Setelah meraih 1,7 juta penonton melalui Si Doel The Movie, maka kisah cinta segitiga yang seumuran dengan Mo Salah antara Kasdullah, Sarah Van Heus, dan Zaenab akhirnya disudahi pada 2019. Ini yang mengikuti kisahnya saja sudah sampai beranak cucu, kisah cintanya malah baru kelar.
Film Akhir Kisah Cinta Si Doel ini bahkan tidak mengadakan screening. Bukan apa-apa, inti dari kisah ini sebenarnya terlalu sederhana: Si Doel pilih Sarah atau Zaenab? Jadi, spoiler sangat mempengaruhi keputusan orang untuk beli tiket atau tidak.Â
Tadi pagi di FB, seorang teman mengatakan bahwa dirinya tidak jadi menonton film ini karena mengetahui pilihan akhir si Doel, sementara dirinya menyebut diri sebagai tim pilihan lain yang dimiliki si Doel. Itulah sebabnya tulisan ini juga tidak akan menyebarkan spoiler itu. Hehe.
Ketika kisah cinta si Doel ini tampak tidak logis dalam film pertama, sesungguhnya ada banyak hal yang dilengkapi pada film kedua sehingga ceritanya menjadi utuh.Â
Selain itu, film ini juga ramah terhadap orang yang baru nonton karena muatan penting dari film sebelumnya ditampilkan secara apik untuk menjadi penyambung cerita.
Porsi Atun dan Mandra pada film Akhir Kisah Cinta Si Doel untuk berkomedi tidaklah banyak. Akan tetapi, bagi saya masih cukup pas untuk menjadi penengah ketika kita lagi gemas-gemasnya dengan Si Doel yang sebagaimaan kita ketahui, begitu pendiam.

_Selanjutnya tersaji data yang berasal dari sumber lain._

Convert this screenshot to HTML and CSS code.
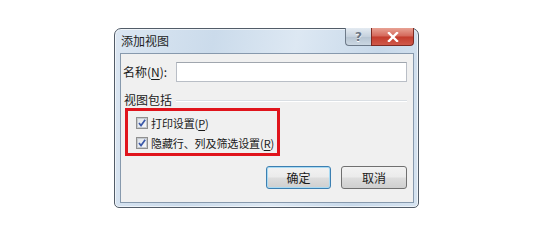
FILE: index.html
```html
<!DOCTYPE html>
<html lang="zh-CN">
<head>
<meta charset="utf-8">
<title>添加视图</title>
<link rel="stylesheet" href="styles.css">
</head>
<body>
<div class="page">
  <div class="dialog">
    <div class="titlebar">
      <span class="title">添加视图</span>
      <div class="caption-buttons">
        <div class="cap-btn help">?</div>
        <div class="cap-btn close">
          <svg width="12" height="10" viewBox="0 0 12 10"><path d="M2 1 L10 9 M10 1 L2 9" stroke="#fff" stroke-width="2.4" stroke-linecap="square"/></svg>
        </div>
      </div>
    </div>
    <div class="client">
      <div class="name-row">
        <label class="name-label">名称(<u>N</u>):</label>
        <div class="input"></div>
      </div>
      <div class="group-row">
        <span class="group-label">视图包括</span>
        <span class="group-line"></span>
      </div>
      <div class="highlight">
        <div class="check-row">
          <svg class="checkbox" width="12" height="12" viewBox="0 0 12 12">
            <defs><linearGradient id="cb" x1="0" y1="0" x2="1" y2="1"><stop offset="0" stop-color="#dfe3e8"/><stop offset="1" stop-color="#f7f8f9"/></linearGradient></defs>
            <rect x="0.5" y="0.5" width="11" height="11" fill="#fff" stroke="#8f8f8f"/>
            <rect x="1.5" y="1.5" width="9" height="9" fill="url(#cb)" stroke="#c4c9cf"/>
            <path d="M3 6 L5 8.5 L9.2 2.8" fill="none" stroke="#3a58a8" stroke-width="1.7"/>
          </svg>
          <span class="check-text">打印设置(<u>P</u>)</span>
        </div>
        <div class="check-row">
          <svg class="checkbox" width="12" height="12" viewBox="0 0 12 12">
            <rect x="0.5" y="0.5" width="11" height="11" fill="#fff" stroke="#8f8f8f"/>
            <rect x="1.5" y="1.5" width="9" height="9" fill="url(#cb)" stroke="#c4c9cf"/>
            <path d="M3 6 L5 8.5 L9.2 2.8" fill="none" stroke="#3a58a8" stroke-width="1.7"/>
          </svg>
          <span class="check-text">隐藏行、列及筛选设置(<u>R</u>)</span>
        </div>
      </div>
      <div class="button-row">
        <div class="btn default">确定</div>
        <div class="btn">取消</div>
      </div>
    </div>
  </div>
</div>
</body>
</html>
```

FILE: styles.css
```css
html, body {
  margin: 0;
  padding: 0;
  background: #ffffff;
}

body {
  font-family: "Noto Sans CJK SC", "Noto Sans", sans-serif;
  font-size: 12px;
  color: #1a1a1a;
}

.page {
  padding: 28px 0 0 114px;
}

.dialog {
  box-sizing: border-box;
  width: 305px;
  height: 180px;
  border: 1px solid #525c68;
  border-radius: 7px 7px 5px 5px;
  background: linear-gradient(100deg, #dbe6f2 0%, #cbdbeb 30%, #dde8f3 55%, #c8d9ea 80%, #d6e3f0 100%);
  box-shadow: inset 0 0 0 1px rgba(255,255,255,0.6);
  padding: 0 4px 4px 5px;
  display: flex;
  flex-direction: column;
}

.titlebar {
  height: 24px;
  display: flex;
  justify-content: space-between;
  align-items: flex-start;
}

.title {
  margin-top: 5px;
  padding-left: 1px;
  line-height: 14px;
  color: #1e1e1e;
}

.caption-buttons {
  display: flex;
  margin-top: -1px;
}

.cap-btn {
  box-sizing: border-box;
  height: 18px;
  display: flex;
  align-items: center;
  justify-content: center;
  border: 1px solid #6d7a89;
  border-top: none;
}

.help {
  width: 26px;
  border-radius: 0 0 0 4px;
  border-right: none;
  background: linear-gradient(#e4ebf2, #c5d1dd 50%, #b5c3d1 51%, #cbd7e2);
  color: #6b7683;
  font-family: "DejaVu Sans", sans-serif;
  font-size: 12px;
  font-weight: bold;
  line-height: 16px;
  text-shadow: 0 1px 0 #fff;
}

.close {
  width: 43px;
  border-radius: 0 0 4px 0;
  border-color: #7d2a22;
  background: linear-gradient(#e8a294, #d4675a 48%, #c33b2c 52%, #d0594a);
}

.client {
  box-sizing: border-box;
  width: 294px;
  height: 150px;
  border: 1px solid #8799ad;
  background: #f0f0f0;
  display: flex;
  flex-direction: column;
}

.name-row {
  margin-top: 8px;
  height: 20px;
  display: flex;
  align-items: center;
}

.name-label {
  width: 53px;
  padding-left: 2px;
  line-height: 14px;
}

.name-label u, .check-row u {
  text-decoration-thickness: 1px;
  text-underline-offset: 2px;
}

.input {
  box-sizing: border-box;
  width: 231px;
  height: 20px;
  background: #ffffff;
  border: 1px solid #b9bec6;
  border-top-color: #a0a6ae;
}

.group-row {
  margin-top: 11px;
  height: 14px;
  display: flex;
  align-items: center;
  padding-left: 3px;
  padding-right: 6px;
}

.group-label {
  line-height: 14px;
}

.group-line {
  flex: 1;
  height: 1px;
  margin-left: 4px;
  margin-top: 1px;
  background: #d9dee3;
  border-bottom: 1px solid #ffffff;
}

.highlight {
  box-sizing: border-box;
  width: 155px;
  height: 48px;
  margin-left: 4px;
  margin-top: 1px;
  border: 3px solid #e0141c;
  padding: 4px 0 0 8px;
  display: flex;
  flex-direction: column;
  gap: 4px;
}

.check-row {
  height: 16px;
  display: flex;
  align-items: center;
  line-height: 14px;
  white-space: nowrap;
}

.check-text {
  font-size: 11px;
  letter-spacing: -0.1px;
}

.checkbox {
  flex: none;
  margin-right: 3px;
}

.button-row {
  margin-top: 10px;
  display: flex;
  justify-content: flex-end;
  gap: 10px;
  padding-right: 6px;
}

.btn {
  box-sizing: border-box;
  width: 66px;
  height: 23px;
  border: 1px solid #707070;
  border-radius: 3px;
  background: linear-gradient(#f2f2f2, #ebebeb 48%, #dddddd 52%, #cfcfcf);
  display: flex;
  align-items: center;
  justify-content: center;
  line-height: 14px;
  color: #1a1a1a;
}

.btn.default {
  width: 65px;
  border-color: #3c7fb1;
  box-shadow: inset 0 0 0 1px #a8daf3;
}
```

Entah karena durasi yang 'hanya' 93 menit atau memang pola lain penceritaan, tapi saya merasa kita langsung dipompakan konflik pada awal film. Boleh jadi, posisi film ini sebagai sambungan film yang belum lama tayang plus sudah ada cuplikan film sebelumnya juga membantu penonton untuk langsung masuk ke konflik tanpa harus kebingungan.
Karena itu pula, agak sulit mereview film ini dari pendekatan drama tiga babak, karena babak awalnya justru terasa ada di film sebelumnya. Walau demikian, penceritaan berjalan dengan cukup maksimal hingga akhir. Diperkuat dengan soundtrack 'Hanya Rindu' dari Andmesh yang dipotong pada bagian yang sesuai, akhir film ini bagi saya cukup memadai untuk klimaks penantian 27 tahun.
Kalaulah ada beberapa kelemahan film ini, hal itu terkait dengan beberapa detail.
Misalnya, di awal ada tayangan budaya Betawi di Monas dengan tahun 2019. Kemudian pada suatu adegan, kalender tampak membuka pada  Juli-Agustus-September 2018. Plus, sepeda motor yang dibawa Mandra, platnya 05.18 alias mau ikut tanggalan 2019 atau 2018 sama-sama mati pajak. Hehe. Nggak baik aja untuk edukasi taat pajak.
Kemudian, rumah Sarah tampak ada di sebuah bukit. Sesuatu yang rasanya tidak ada di Jakarta. Pertemuan antara Sarah dan Zaenab terjadi di sebuah tempat dengan kursi-kursi dan pohon-pohon tinggi, yang juga rasanya bukan di Jakarta, padahal itu posisinya Sarah sudah akan menuju ke bandara dan posisi awal sebelum mereka berdua bersua adalah Sarah di Kuningan dan Zaenab di rumah. Cocoknya sih bertemunya di Blok M. Heuheu.